Upper 5th Avenue, which saw its first decrease in annual rents per square foot since the financial crisis, and Causeway Bay are both more than twice as expensive as the leading street in any other country. 

The annual Main Streets Across the World report tracks 462 of the top retail streets around the globe, ranking them by their prime rental value utilising Cushman & Wakefield’s proprietary data. Now in its 28th edition, the report also includes a ranking of the 71 most expensive streets – the top one per country. This year’s report showed that 36% of all streets analysed saw rental gains. 

“Main high streets in the Czech Republic have continued to see high demand from mass and luxury retailers. We can expect the rental value in the Czech Republic to continue growing in the future. The strong demand for commercial space in the city centre among retailers is illustrated by the arrival of more than 14 brands in the last 12 months. Those brands include Hamleys, Rolls Royce, Longchamp, COS, Pinko, Tory Burch, Marc O’Polo, Forever 21, Pupa, French Connection, MAX&Co and Tous,” says Jan Kotrbáček, Partner and Head of Retail CE at Cushman & Wakefield. 

Na Příkopě Street in Prague, traditionally attracted mass market retailers, but the whole development of the street (new projects, environment, newcomers etc) has seen higher demand here from premium brands than mass market retailers. The annual rental is at EUR 2,400 per sq m. 

“Wenceslas Square, a historical retail area, is becoming a sought-after destination for mass market retailers. The premium retail stock in the area will grow in the future thanks to the Savarin project, which will connect Wenceslas Square with Na Příkopě and Jindřišská Streets. The planned size of retail space within the project is approximately 35,000 sq m,” Mr Kotrbáček says. 

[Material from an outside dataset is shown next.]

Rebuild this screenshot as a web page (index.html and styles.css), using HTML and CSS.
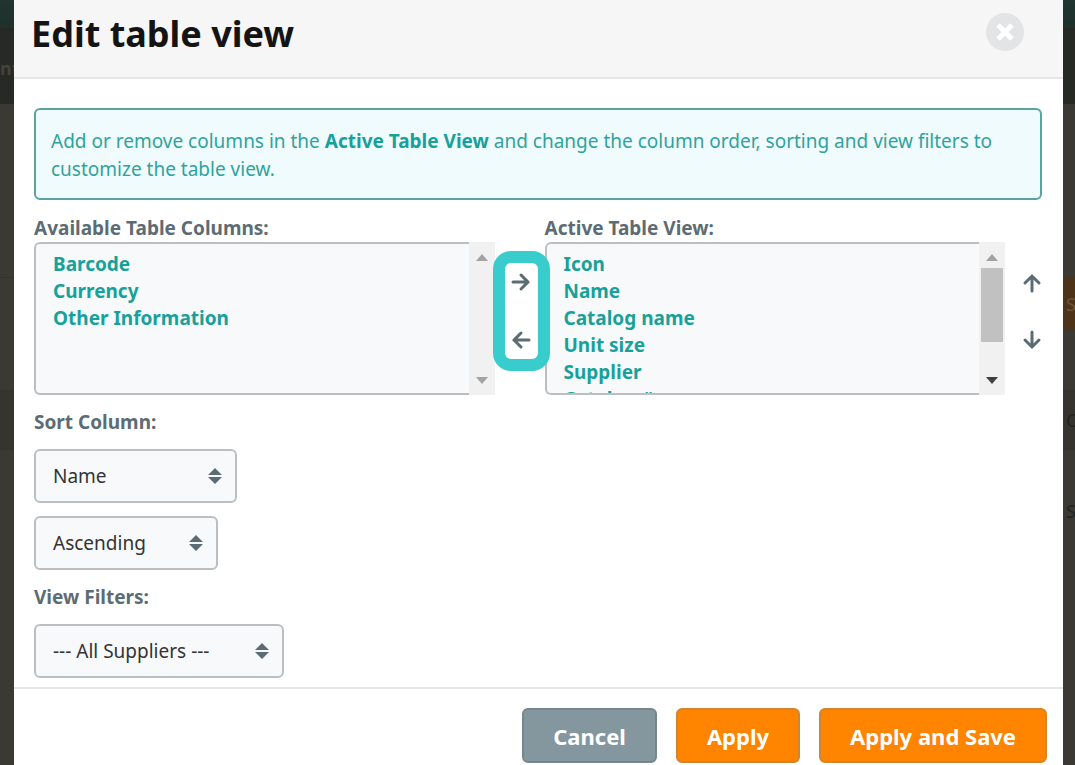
FILE: index.html
```html
<!DOCTYPE html>
<html lang="en">
<head>
<meta charset="utf-8">
<meta name="viewport" content="width=device-width, initial-scale=1">
<title>Edit table view</title>
<link rel="stylesheet" href="styles.css">
</head>
<body>
<div class="page">
  <div class="backdrop" aria-hidden="true">
    <div class="backdrop-top"></div>
    <div class="backdrop-nav"><span>nt</span></div>
    <div class="backdrop-area"></div>
    <div class="backdrop-row"></div>
    <div class="backdrop-band"></div>
  </div>

  <form class="modal" role="dialog" aria-labelledby="title">
    <header class="modal-header">
      <h1 class="modal-title" id="title">Edit table view</h1>
      <button class="close" type="button" aria-label="Close">
        <svg viewBox="0 0 38 38" width="38" height="38"><circle cx="19" cy="19" r="19" fill="#e2e4e5"/><path d="M12 12 26 26M26 12 12 26" stroke="#fff" stroke-width="5"/></svg>
      </button>
    </header>

    <div class="modal-body">
      <p class="notice">Add or remove columns in the <strong>Active Table View</strong> and change the column order, sorting and view filters to customize the table view.</p>

      <div class="columns">
        <div class="list-field">
          <label class="label" for="available">Available Table Columns:</label>
          <div class="list">
            <select class="list-box" id="available" multiple>
              <option>Barcode</option>
              <option>Currency</option>
              <option>Other Information</option>
            </select>
            <div class="scrollbar" aria-hidden="true">
              <svg viewBox="0 0 12 7" width="12" height="7"><path d="M0 7 6 0l6 7z" fill="#a3a3a3"/></svg>
              <svg viewBox="0 0 12 7" width="12" height="7"><path d="M0 0h12L6 7z" fill="#a3a3a3"/></svg>
            </div>
          </div>
        </div>

        <div class="transfer">
          <button class="arrow" type="button" aria-label="Add column"><svg viewBox="0 0 20 20" width="20" height="20"><path d="M2 10h15M10 3l7 7-7 7"/></svg></button>
          <button class="arrow" type="button" aria-label="Remove column"><svg viewBox="0 0 20 20" width="20" height="20"><path d="M18 10H3M10 3l-7 7 7 7"/></svg></button>
        </div>

        <div class="list-field">
          <label class="label" for="active">Active Table View:</label>
          <div class="list">
            <select class="list-box" id="active" multiple>
              <option>Icon</option>
              <option>Name</option>
              <option>Catalog name</option>
              <option>Unit size</option>
              <option>Supplier</option>
              <option>Catalog #</option>
            </select>
            <div class="scrollbar" aria-hidden="true">
              <svg viewBox="0 0 12 7" width="12" height="7"><path d="M0 7 6 0l6 7z" fill="#a3a3a3"/></svg>
              <span class="thumb"></span>
              <svg viewBox="0 0 12 7" width="12" height="7"><path d="M0 0h12L6 7z" fill="#404040"/></svg>
            </div>
          </div>
        </div>

        <div class="reorder">
          <button class="arrow" type="button" aria-label="Move up"><svg viewBox="0 0 20 20" width="20" height="20"><path d="M10 18V3M3 10l7-7 7 7"/></svg></button>
          <button class="arrow" type="button" aria-label="Move down"><svg viewBox="0 0 20 20" width="20" height="20"><path d="M10 2v15M3 10l7 7 7-7"/></svg></button>
        </div>
      </div>

      <div class="field">
        <label class="label" for="sort">Sort Column:</label>
        <div class="picker">
          <select class="select select-name" id="sort"><option>Name</option></select>
          <svg class="caret" viewBox="0 0 14 16" width="14" height="16"><path d="M0 7 7 0l7 7zM0 9h14l-7 7z"/></svg>
        </div>
        <div class="picker">
          <select class="select select-order" aria-label="Sort order"><option>Ascending</option></select>
          <svg class="caret" viewBox="0 0 14 16" width="14" height="16"><path d="M0 7 7 0l7 7zM0 9h14l-7 7z"/></svg>
        </div>
      </div>

      <div class="field">
        <label class="label" for="filter">View Filters:</label>
        <div class="picker">
          <select class="select select-filter" id="filter"><option>--- All Suppliers ---</option></select>
          <svg class="caret" viewBox="0 0 14 16" width="14" height="16"><path d="M0 7 7 0l7 7zM0 9h14l-7 7z"/></svg>
        </div>
      </div>
    </div>

    <footer class="modal-footer">
      <button class="button button-cancel" type="button">Cancel</button>
      <button class="button" type="button">Apply</button>
      <button class="button" type="submit">Apply and Save</button>
    </footer>
  </form>

  <div class="backdrop" aria-hidden="true">
    <div class="backdrop-top"></div>
    <div class="backdrop-nav"></div>
    <div class="backdrop-area"></div>
    <div class="backdrop-action"><span>S</span></div>
    <div class="backdrop-gap"></div>
    <div class="backdrop-band"><span>C</span></div>
    <div class="backdrop-cell"><span>S</span></div>
  </div>
</div>
</body>
</html>
```
FILE: styles.css
```css
* { box-sizing: border-box; }

body {
  margin: 0;
  font-family: "Noto Sans", "Open Sans", sans-serif;
  font-size: 19px;
  background: #3a3933;
}

.page {
  display: grid;
  grid-template-columns: 14px minmax(0, 1fr) 12px;
  min-height: 100vh;
}

/* Dimmed page behind the dialog */
.backdrop {
  display: flex;
  flex-direction: column;
  overflow: hidden;
  font-size: 18px;
  color: #24241f;
}
.backdrop div { flex: none; display: flex; align-items: center; }
.backdrop-top { height: 28px; background: linear-gradient(#1f352f, #20302b); }
.backdrop-nav { height: 76px; padding-top: 4px; background: #272925; color: #42433f; font-weight: 700; }
.backdrop-area { height: 173px; }
.backdrop-row { height: 113px; border-top: 1px solid #33322d; }
.backdrop-band { height: 60px; background: #35342f; }
.backdrop-action { height: 53px; background: #4e3319; color: #69553f; }
.backdrop-gap { height: 60px; }
.backdrop-cell { height: 122px; }
.backdrop-action span,
.backdrop-band span,
.backdrop-cell span { padding-left: 3px; }

.modal {
  display: flex;
  flex-direction: column;
  background: #fff;
}

.modal-header {
  display: flex;
  justify-content: space-between;
  align-items: flex-start;
  padding: 9px 39px 18px 17px;
  background: #f6f6f6;
  border-bottom: 2px solid #e6e6e6;
}
.modal-title {
  margin: 0;
  font-size: 36px;
  line-height: 50px;
  font-weight: 700;
  color: #141414;
}
.close {
  margin: 4px 0 0;
  padding: 0;
  border: 0;
  background: none;
  line-height: 0;
}

.modal-body { flex: 1; padding: 29px 21px 9px 20px; }

.notice {
  margin: 0;
  padding: 17px 15px 15px;
  border: 2px solid #5aa3a4;
  border-radius: 6px;
  background: #effbfc;
  color: #2fa39d;
  line-height: 28px;
}
.notice strong { color: #17a19b; }

.columns {
  display: grid;
  grid-template-columns: minmax(0, 1fr) 50px minmax(0, 1fr) 37px;
  margin-top: 14px;
}

.label {
  display: block;
  font-weight: 700;
  line-height: 28px;
  color: #5c6c74;
}

.list { display: flex; height: 153px; }
.list-box {
  flex: 1;
  min-width: 0;
  height: 100%;
  padding: 7px 17px;
  overflow: hidden;
  border: 2px solid #bcbfc2;
  border-right: 0;
  border-radius: 6px 0 0 6px;
  background: #f7f9fa;
  font: inherit;
  outline: 0;
}
.list-box option {
  padding: 0;
  min-height: 27px;
  font-weight: 700;
  color: #17a19b;
}
.scrollbar {
  display: flex;
  flex-direction: column;
  justify-content: space-between;
  align-items: center;
  width: 26px;
  padding: 12px 0 11px;
  background: #f1f1f1;
}
.thumb { width: 22px; height: 74px; margin: 7px 0 auto; background: #c1c1c1; }

.arrow {
  display: flex;
  padding: 0;
  border: 0;
  background: none;
  color: #5c6c74;
}
.arrow svg { fill: none; stroke: currentColor; stroke-width: 3; stroke-linecap: round; }

/* Highlight frame overlaps the edges of both lists */
.transfer {
  position: relative;
  z-index: 1;
  display: flex;
  flex-direction: column;
  align-items: center;
  justify-content: space-between;
  height: 120px;
  margin: 37px -5px 0 -2px;
  padding: 9px 0;
  border: 12px solid #38cccc;
  border-radius: 18px;
  background: #fff;
}
.reorder {
  display: flex;
  flex-direction: column;
  align-items: flex-end;
  gap: 37px;
  padding-top: 59px;
}

.field { display: flex; flex-direction: column; align-items: flex-start; gap: 13px; margin-top: 13px; }
.picker { display: grid; align-items: center; justify-items: end; }
.select, .caret { grid-area: 1 / 1; }
.select {
  appearance: none;
  height: 54px;
  padding: 0 17px;
  border: 2px solid #bcbfc2;
  border-radius: 6px;
  background: #f7f9fa;
  font: inherit;
  color: #333;
}
.select-name { width: 203px; }
.select-order { width: 184px; }
.select-filter { width: 250px; }
.caret { margin-right: 15px; fill: #5c6c74; pointer-events: none; }

.modal-footer {
  display: flex;
  justify-content: flex-end;
  gap: 19px;
  padding: 19px 16px 2px;
  border-top: 2px solid #e6e6e6;
}
.button {
  height: 55px;
  padding: 0 29px;
  border: 2px solid #d4852c;
  border-radius: 6px;
  background: #ff8400;
  color: #fff;
  font: inherit;
  font-size: 22px;
  font-weight: 700;
}
.button-cancel { border-color: #75868d; background: #84979f; }
```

“Wenceslas Square will undergo revitalisation in the years to come. The improved and more attractive environment will likely cause rental rates to grow as the case was in the vicinity of Narodni Trida. Quadrio, the project that became the catalyst of transformation in that area, is connected directly to the Narodni Trida metro station vestibule and to MY department store. Thanks to the revitalisation and the increased customer concentration in the area, rents for retail space in the neighbourhood of the Quadrio have grown by up to 100%,” Mr Kotrbáček adds. 

Pařížská street in Prague, home to the majority of luxury brands, saw 5.4% rental growth in the year to June. Price rises to EUR 2,340 per sq m. With demand improving from this segment of the market, the traditional boundaries are expected to spread further to Siroka Street. 

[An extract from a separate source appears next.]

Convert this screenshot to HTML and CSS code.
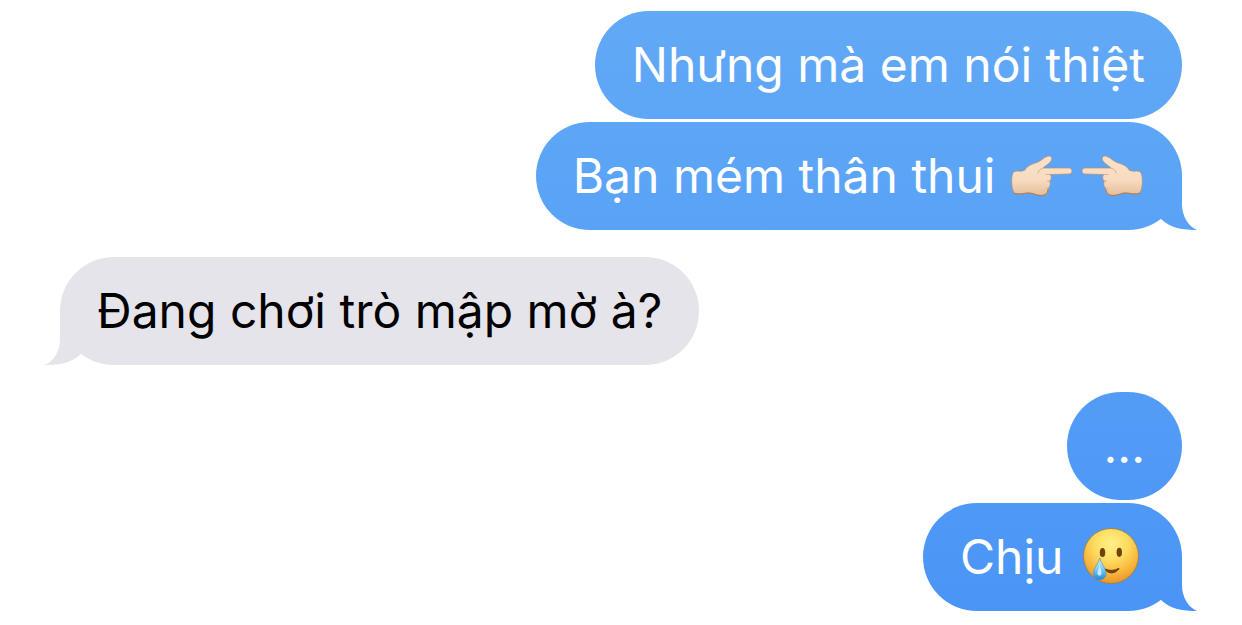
FILE: index.html
```
<!DOCTYPE html>
<html lang="vi">
<head>
    <meta charset="UTF-8">
    <meta name="viewport" content="width=device-width, initial-scale=1.0">
    <title>Tin nhắn</title>
    <link rel="stylesheet" href="styles.css">
</head>
<body>
    <!-- shared hand shape -->
    <svg class="defs" width="0" height="0" aria-hidden="true">
        <defs>
            <linearGradient id="skin" x1="0" y1="0" x2="0" y2="1">
                <stop offset="0" stop-color="#fae0c6"/>
                <stop offset="0.6" stop-color="#f7dcc2"/>
                <stop offset="1" stop-color="#e6bd9a"/>
            </linearGradient>
            <symbol id="hand" viewBox="0 0 68 68">
                <path d="M4 31Q5 29 8 29Q13 30 16 28C18 24 23 22 28 20.500C32 19 34 16 38 14.500C42 13 44 16 42 19C40 22 37 23 34 26H60C64 26 64 32 60 32L41 32.500C43 34 42.500 38 40.500 39C42 42 41 45 39 46.500C40 51 37 53.500 32 53.500C27 53.500 24 51 20 51C15 51 10 53 6 51.500C2 49 2 34 4 31Z" fill="url(#skin)" stroke="#b98d6b" stroke-width="0.700"/>
                <path d="M34 26C31 27 29 29 29 31M41 32.500L37 32.500" fill="none" stroke="#dcae8c" stroke-width="1" stroke-linecap="round"/>
                <path d="M40.500 39L38.500 39M39 46.500L37.500 46.500" fill="none" stroke="#dcae8c" stroke-width="1" stroke-linecap="round"/>
                <path d="M5 51.300C10 53 15 51 20 51C24 51 27 53.500 32 53.500C36 53.500 38.500 51.500 39 48" fill="none" stroke="#ae7d59" stroke-width="1" stroke-linecap="round"/>
            </symbol>
        </defs>
    </svg>

    <main class="chat">
        <div class="group sent">
            <p class="bubble">Nhưng mà em nói thiệt</p>
            <p class="bubble tail">Bạn mém thân thui
                <svg class="emoji" role="img" aria-label="Chỉ tay sang phải"><use href="#hand"/></svg><svg class="emoji flip" role="img" aria-label="Chỉ tay sang trái"><use href="#hand"/></svg></p>
        </div>

        <div class="group received">
            <p class="bubble tail">Đang chơi trò mập mờ à?</p>
        </div>

        <div class="group sent">
            <p class="bubble">...</p>
            <p class="bubble tail">Chịu
                <svg class="emoji" viewBox="0 0 68 68" role="img" aria-label="Mặt cười rơi lệ">
                    <defs>
                        <radialGradient id="face" cx="0.5" cy="0.28" r="0.75">
                            <stop offset="0" stop-color="#fff08a"/>
                            <stop offset="0.4" stop-color="#fddc60"/>
                            <stop offset="0.72" stop-color="#f7b63c"/>
                            <stop offset="1" stop-color="#e68f28"/>
                        </radialGradient>
                        <linearGradient id="tear" x1="0" y1="0" x2="0" y2="1">
                            <stop offset="0" stop-color="#d3f3fd"/>
                            <stop offset="0.5" stop-color="#7fcdf6"/>
                            <stop offset="1" stop-color="#2488d6"/>
                        </linearGradient>
                    </defs>
                    <circle cx="34" cy="33" r="27.500" fill="url(#face)" stroke="#a38040" stroke-width="0.900"/>
                    <ellipse cx="25.500" cy="29.500" rx="2.700" ry="4.600" fill="#70400f"/>
                    <ellipse cx="42.300" cy="29.300" rx="2.700" ry="4.600" fill="#70400f"/>
                    <path d="M28 47Q35 53.500 42 46Q42.500 45.500 41.500 45.500Q35 49 28 46Z" fill="#70400f" stroke="#70400f" stroke-linejoin="round"/>
                    <path d="M22.800 35C24 41 29 45 29 50.500C29 54.500 26 56.800 22.500 56.800C19 56.800 16.300 54.500 16.300 50.500C16.300 45 21.500 41 22.800 35Z" fill="url(#tear)" stroke="#3a8fc8" stroke-width="0.600"/>
                    <path d="M22.800 42C23 46 25 48 24.500 51C24 53 21 53 20.500 51C20 48 22.500 46 22.800 42Z" fill="#e4f8ff" opacity="0.800"/>
                </svg></p>
        </div>
    </main>
</body>
</html>
```
FILE: styles.css
```
* {
    margin: 0;
    padding: 0;
    box-sizing: border-box;
}

body {
    background: #fff;
    font-family: Inter, 'Noto Sans', sans-serif;
    font-size: 48px;
    line-height: 68px;
}

.defs {
    position: absolute;
}

.chat {
    display: flex;
    flex-direction: column;
    gap: 27px;
    padding: 11px 60px 14px;
}

.group {
    display: flex;
    flex-direction: column;
    align-items: flex-start;
    gap: 3px;
}

.sent {
    align-items: flex-end;
    color: #fff;
}

.received {
    color: #000;
}

/* bubbles */
.bubble {
    position: relative;
    min-width: 112px;
    padding: 20px 37px;
    border-radius: 54px;
    text-align: center;
}

/* one gradient runs down the window behind all sent bubbles */
.sent .bubble,
.sent .tail::after {
    background: linear-gradient(#62aaf6, #4a94f6) fixed;
}

.received .bubble,
.received .tail::after {
    background: #e5e4ea;
}

/* tail in the bottom corner */
.tail::after {
    content: '';
    position: absolute;
    right: -15px;
    bottom: 0;
    width: 60px;
    height: 54px;
    clip-path: path('M45 0V28C45 40 51 50 60 54C46 54 33 52 24 43L16 30V0Z');
}

.received .tail::after {
    right: auto;
    left: -15px;
    clip-path: path('M15 0V28C15 40 9 50 0 54C14 54 27 52 36 43L44 30V0Z');
}

/* emoji */
.emoji {
    display: inline-block;
    width: 68px;
    height: 68px;
    vertical-align: top;
}

.flip {
    transform: scaleX(-1);
}
```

“We are also seeing the expansion of the high street area from Náměstí Republiky towards Florenc via the V Celnici Street and Masarykovo Station. Penta’s development project in the area will strongly influence the growth of this location,” says Jan Voslář, Associate and Head of High Street at Cushman & Wakefield. 

Outside Prague, the most important high street locations are in the centre of Brno (Masarykova and Česká Streets and Náměstí Svobody), offering more than 40,000 sq m of modern space. Brands such as Swarovski, Nespresso, Starbucks and others have recently opened their stores there. 

In EMEA region Paris’ Avenue de Champs Élysées retained its crown as the most expensive retail location. Second most expensive street in EMEA - London’s New Bond Street saw rents rise by 14.3% over the last 12 months. Third position in the EMEA ranking is hold by Milan’s Via Montenapoleone, which recorded 20% growth over the year to June. 

“Demand is strong for the right space in the right location and the lack of supply along the majority of Europe’s main thoroughfares is seeing rents rise further and expanding the boundaries of well-established streets,” says Justin Taylor, Cushman & Wakefield’s, Head of Retail, EMEA. “Retailers are facing technological advances head on, with more and more brands opting to offer online sales alongside, not instead of, a physical presence,” adds Justin Taylor.